Can RMDs Push More of Your Social Security Benefit Into Taxable Income?
Two separate parts of retirement income, a required account withdrawal and a Social Security benefit, don’t sound like they should interact. In practice, one can influence how much of the other ends up taxed.
The short answer
Yes, generally. A required minimum distribution adds to a household’s income for the year, and the formula used to determine how much of a Social Security benefit is taxable is based partly on total income from other sources. Because of that, taking a larger required distribution can, in some cases, cause a larger share of a Social Security benefit to become taxable, even though the two payments come from entirely separate places.
How the two are connected
Social Security taxation isn’t calculated in isolation. It uses a measure sometimes called combined income, which generally adds together adjusted gross income, certain nontaxable interest, and a portion of Social Security benefits themselves. Because an RMD counts as ordinary taxable income, it feeds directly into that combined-income figure.
- The RMD counts as income first. A required distribution is taxed as ordinary income and included in adjusted gross income for the year.
- That income feeds the Social Security formula. Combined income is used to determine what portion, if any, of Social Security benefits becomes taxable.
- The relationship isn’t linear or automatic. Depending on a household’s other income, an RMD might push combined income across a threshold that increases the taxable portion of benefits, or it might have no effect at all if income was already well above or below the relevant range.
Why this catches people off guard
Many people mentally budget for RMDs and Social Security as two separate, predictable income streams and don’t anticipate that one could change how the other is taxed.

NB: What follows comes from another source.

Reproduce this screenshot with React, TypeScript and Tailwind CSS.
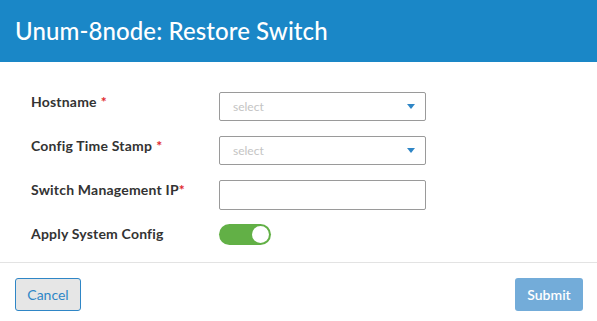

Because required distributions are calculated from account balances rather than income planning, someone can end up with a required withdrawal that’s larger than expected in a given year, which then has a ripple effect on the taxable portion of a benefit that otherwise felt fixed and separate.
What determines the effect
The extent to which an RMD affects Social Security taxation depends on the household’s full income picture for that year, including other retirement income, part-time work, and investment income. It also depends on filing status, since the combined-income thresholds differ for single filers versus those filing jointly. Because these thresholds and the underlying formula are set by the government and have changed over time, general reference points can go stale, and it’s worth checking current guidance rather than relying on older figures.
What to weigh
Anyone trying to understand how these two pieces interact in their own situation generally needs to look at total expected income for the year, not just the RMD or the Social Security benefit in isolation. This is one of several reasons some people think about the timing and size of retirement account withdrawals years before an RMD requirement even begins, since earlier decisions like Roth conversions can shift how much taxable income shows up later.
A practical habit
Reviewing a full-year income estimate that includes RMDs, Social Security, and any other income sources before year-end can help avoid surprises when the tax bill for that year eventually comes due, since the interaction between these pieces isn’t always obvious from looking at either one alone.